━━ DATA BLOCK
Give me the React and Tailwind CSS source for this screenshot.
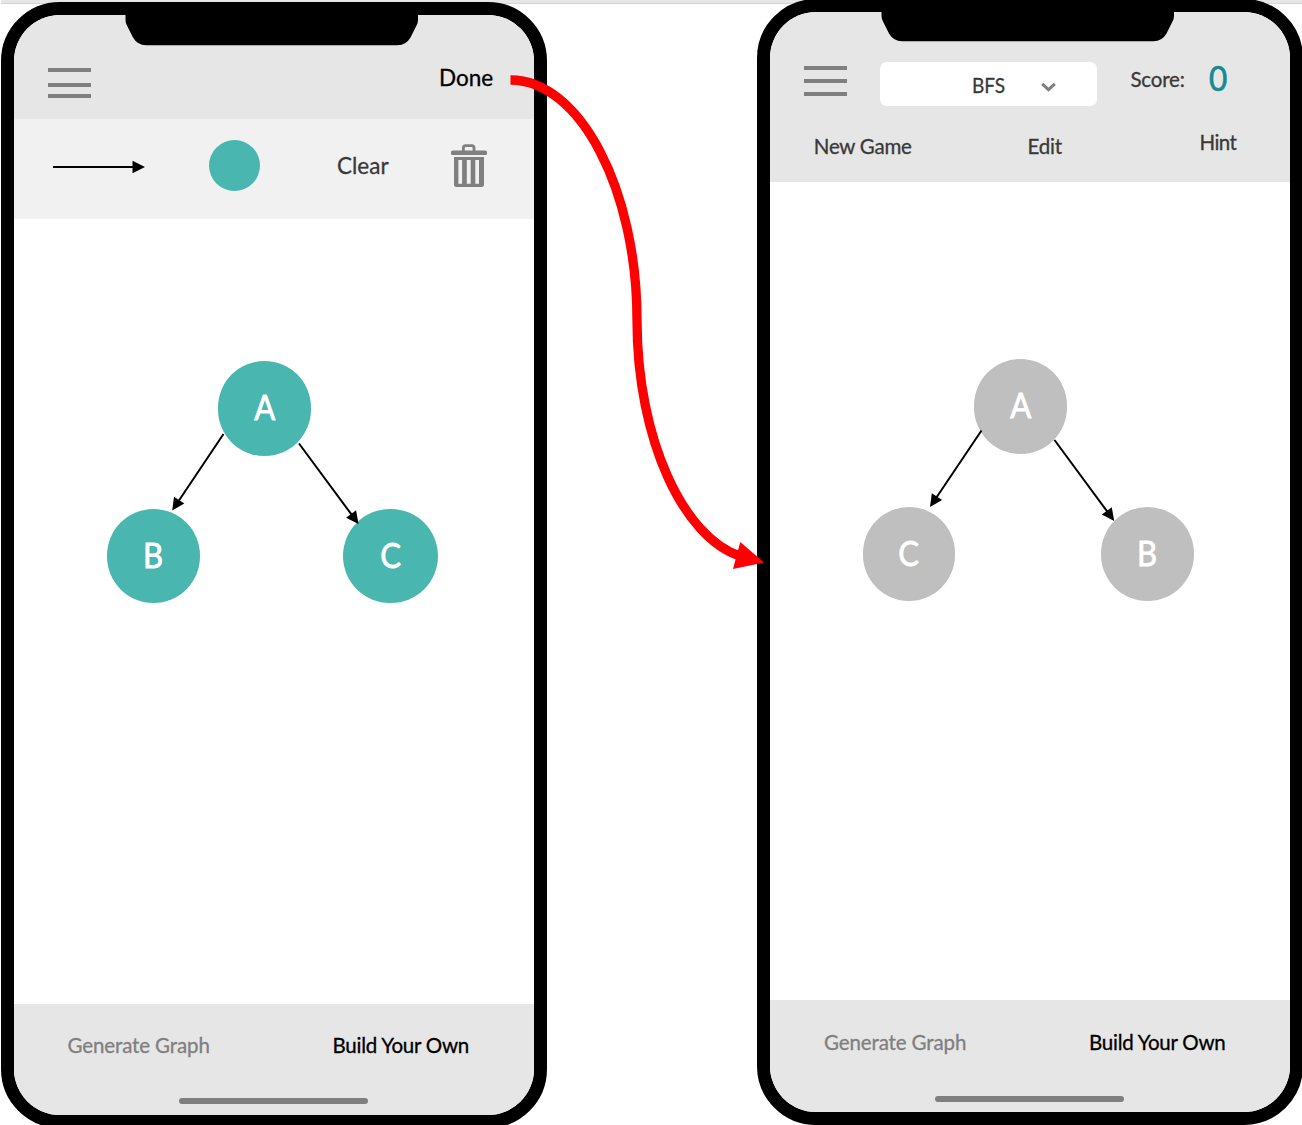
import React from "react";

const FONT = "font-['Lato','Carlito',sans-serif]";

function Notch({ className }) {
  return (
    <svg className={className} width="294" height="34" viewBox="0 0 294 34">
      <path
        d="M0.5 0V8Q0.6 11 2 13.5L8 25.5Q12.500 33.300 21 33.300H272.500Q281 33.300 285.500 25.500L291.500 13.500Q293 11 293 8V0Z"
        fill="#000"
      />
    </svg>
  );
}

function Phone({ className, notch, children }) {
  return (
    <section
      className={`relative flex h-[1126px] w-[546px] shrink-0 flex-col rounded-[59px] border-[13px] border-black bg-black ${className}`}
    >
      <div className="flex flex-1 flex-col overflow-hidden rounded-[46px] bg-white">{children}</div>
      <Notch className={`absolute ${notch}`} />
    </section>
  );
}

function Label({ className, children }) {
  return (
    <span className={`whitespace-nowrap [-webkit-text-stroke:0.3px_currentColor] ${className}`}>{children}</span>
  );
}

function Menu({ className, first, second }) {
  return (
    <button aria-label="Menu" className={`flex w-[43px] shrink-0 flex-col ${className}`}>
      <span className="h-1 w-full bg-[#7f7f7f]" />
      <span className={`h-1 w-full bg-[#7f7f7f] ${first}`} />
      <span className={`h-1 w-full bg-[#7f7f7f] ${second}`} />
    </button>
  );
}

function Trash() {
  return (
    <svg width="36" height="44" viewBox="451 144 36 44" className="ml-[61px] mt-[25px] shrink-0">
      <path
        d="M463.400 151V147.800Q463.400 145.600 465.600 145.600H471.800Q474 145.600 474 147.800V151"
        fill="none"
        stroke="#7f7f7f"
        strokeWidth="2.8"
      />
      <rect x="451" y="150.5" width="36" height="4.5" rx="1.5" fill="#7f7f7f" />
      <path
        fillRule="evenodd"
        fill="#7f7f7f"
        d="M454 157H484V184.500Q484 187 481.500 187H456.500Q454 187 454 184.500ZM458.400 160V183.700H462.100V160ZM466.800 160V183.700H470.700V160ZM475.300 160V183.700H479V160Z"
      />
    </svg>
  );
}

function Edge({ x1, y1, x2, y2 }) {
  const angle = (Math.atan2(y2 - y1, x2 - x1) * 180) / Math.PI;
  const length = Math.hypot(x2 - x1, y2 - y1);
  return (
    <g transform={`translate(${x1} ${y1}) rotate(${angle})`}>
      <line x1="0" y1="0" x2={length - 10} y2="0" stroke="#000" strokeWidth="2" />
      <path d={`M${length} 0L${length - 12.5} -6.2V6.2Z`} fill="#000" />
    </g>
  );
}

function Node({ className, children }) {
  return (
    <div
      className={`absolute flex items-center justify-center rounded-full pb-[2px] text-[34.5px] leading-none text-white ${className}`}
    >
      <Label className="inline-block scale-x-90 [-webkit-text-stroke:0.8px_currentColor]">{children}</Label>
    </div>
  );
}

function Footer({ className, tabs, bar }) {
  return (
    <footer className={`flex shrink-0 flex-col bg-[#e6e6e6] text-[20.5px] leading-none ${className}`}>
      <nav className={`flex ${tabs}`}>
        <Label className="w-[265px] tracking-[-0.12px] text-[#7f7f7f]">Generate Graph</Label>
        <Label className="tracking-[-0.25px] text-black">Build Your Own</Label>
      </nav>
      <div className={`ml-[165px] h-[5.5px] w-[189px] rounded-full bg-[#7f7f7f] ${bar}`} />
    </footer>
  );
}

function Editor() {
  return (
    <Phone className="ml-px mt-[-2px]" notch="left-[111px] top-[-3px]">
      <header className="flex h-[104px] shrink-0 items-start bg-[#e6e6e6]">
        <Menu className="ml-[34px] mt-[53px]" first="mt-[11px]" second="mt-[7px]" />
        <Label className="ml-[348px] mt-[52px] text-[22.5px] leading-none text-black">Done</Label>
      </header>
      <div className="flex h-[100px] shrink-0 items-start bg-[#f1f1f1]">
        <svg width="93" height="14" viewBox="0 0 93 14" className="ml-[39px] mt-[41px]">
          <Edge x1={0} y1={7} x2={92} y2={7} />
        </svg>
        <div className="ml-[62.5px] mt-[21px] size-[51px] rounded-full bg-[#49b6b0]" />
        <Label className="ml-[77.5px] mt-[36px] w-[53px] text-[22.5px] leading-none text-[#3b3838]">Clear</Label>
        <Trash />
      </div>
      <main className="relative flex-1">
        <Node className="left-[204px] top-[142px] h-[95px] w-[93px] bg-[#49b6b0]">A</Node>
        <Node className="left-[93px] top-[289.5px] h-[94.5px] w-[92.5px] bg-[#49b6b0]">B</Node>
        <Node className="left-[329px] top-[289.5px] h-[94.5px] w-[94.5px] bg-[#49b6b0]">C</Node>
        <svg className="absolute inset-0 size-full" viewBox="14 219 520 785">
          <Edge x1={223.5} y1={434} x2={172.2} y2={510.5} />
          <Edge x1={299} y1={443.5} x2={358.5} y2={524} />
        </svg>
      </main>
      <Footer className="h-[111px]" tabs="ml-[53.5px] mt-[31px]" bar="mt-[42.5px]" />
    </Phone>
  );
}

function Game() {
  return (
    <Phone className="ml-[210px] mt-[-5px]" notch="left-[111px] top-[-4px]">
      <header className="flex h-[169.5px] shrink-0 flex-col bg-[#e6e6e6] text-[20.5px] leading-none text-[#3b3838]">
        <div className="flex h-[94px] items-start">
          <Menu className="ml-[34px] mt-[54px]" first="mt-[9px]" second="mt-[9px]" />
          <button className="ml-[33px] mt-[50px] flex h-[44px] w-[217px] shrink-0 items-center rounded-[7px] bg-white">
            <Label className="ml-[92px] mt-[3px] w-[69px] origin-left scale-x-[0.93] text-left">BFS</Label>
            <svg width="15" height="9" viewBox="0 0 15 9" className="mt-[7px]">
              <path d="M1.2 0.8L7.5 6.6L13.8 0.8" fill="none" stroke="#7f7f7f" strokeWidth="3" />
            </svg>
          </button>
          <Label className="ml-[33.5px] mt-[57px] w-[77.5px] tracking-[-0.2px]">Score:</Label>
          <Label className="ml-[0.5px] mt-[48px] origin-left scale-x-[0.9] text-[35px] text-[#148a92] [-webkit-text-stroke:0.7px_currentColor]">
            0
          </Label>
        </div>
        <nav className="mt-[25.5px] flex items-start">
          <Label className="ml-[43.8px] mt-[4px] w-[213.7px] tracking-[-0.25px]">New Game</Label>
          <Label className="mt-[4px] w-[172px] tracking-[-0.2px]">Edit</Label>
          <Label className="tracking-[-0.6px]">Hint</Label>
        </nav>
      </header>
      <main className="relative flex-1">
        <Node className="left-[204px] top-[177.5px] h-[95px] w-[93px] bg-[#bfbfbf]">A</Node>
        <Node className="left-[92.7px] top-[325px] h-[94.5px] w-[92.5px] bg-[#bfbfbf]">C</Node>
        <Node className="left-[331px] top-[325px] h-[94.5px] w-[92.5px] bg-[#bfbfbf]">B</Node>
        <svg className="absolute inset-0 size-full" viewBox="770 181.5 520 818.5">
          <Edge x1={981.5} y1={430} x2={930} y2={506.5} />
          <Edge x1={1054.5} y1={439.5} x2={1114.2} y2={520.5} />
        </svg>
      </main>
      <Footer className="h-[112px]" tabs="ml-[54px] mt-[31.5px]" bar="mt-[44px]" />
    </Phone>
  );
}

export default function App() {
  return (
    <div className={`relative h-[1125px] w-[1302px] overflow-hidden bg-white ${FONT}`}>
      <div className="ml-px h-1 border-b border-[#d4d4d4] bg-[#e6e6e6]" />
      <div className="flex items-start">
        <Editor />
        <Game />
      </div>
      <svg className="pointer-events-none absolute left-0 top-0" width="1302" height="1125">
        <path
          d="M510.500 80C580 80 637 190 637 320C637 440 684 538 740 556"
          fill="none"
          stroke="#ff0000"
          strokeWidth="9.3"
        />
        <path d="M740.300 542L764 562.500L733 569Z" fill="#ff0000" />
      </svg>
    </div>
  );
}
━━━━
● **WORK INSTRUCTIONS**: Each line of the material that holds the string "React" counts once; give the total alone.

● **RESULT FOR THIS TASK**: 2